In the majority decision in Brown v. EMA, in which the U.S. Supreme Court struck down a California law restricting the sale of violent video games to minors, Justice Antonin Scalia touched on several points only peripherally related to the case but warranting deeper analysis. Although it may be in the state's power to protect children from maltreatment, Justice Scalia argues, the government cannot impose laws restricting what is arguably "objectionable," such as video game violence.

Scalia cites numerous examples of death and gore in children's literature, from the attempted poisoning of Snow White to the incineration of the witch in Hansel and Gretel.
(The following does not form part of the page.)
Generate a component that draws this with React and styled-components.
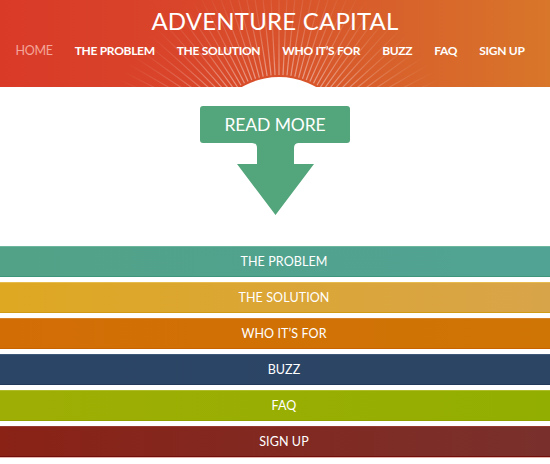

He also discusses the violence in Homer's Odyssey, Golding's Lord of the Flies, and Dante's Inferno, the blood and gore in each more considerable than the last. Many of these books are read and analyzed in schools as an inseparable part of the core curriculum.
Since the birth of our nation, American children have been exposed to violence during their childhood. Scalia's examples may be a bit outdated -- I don't see many modern preadolescents drawn to fourteenth-century epics -- but many more instances of violence permeate deep into our cultural fabric.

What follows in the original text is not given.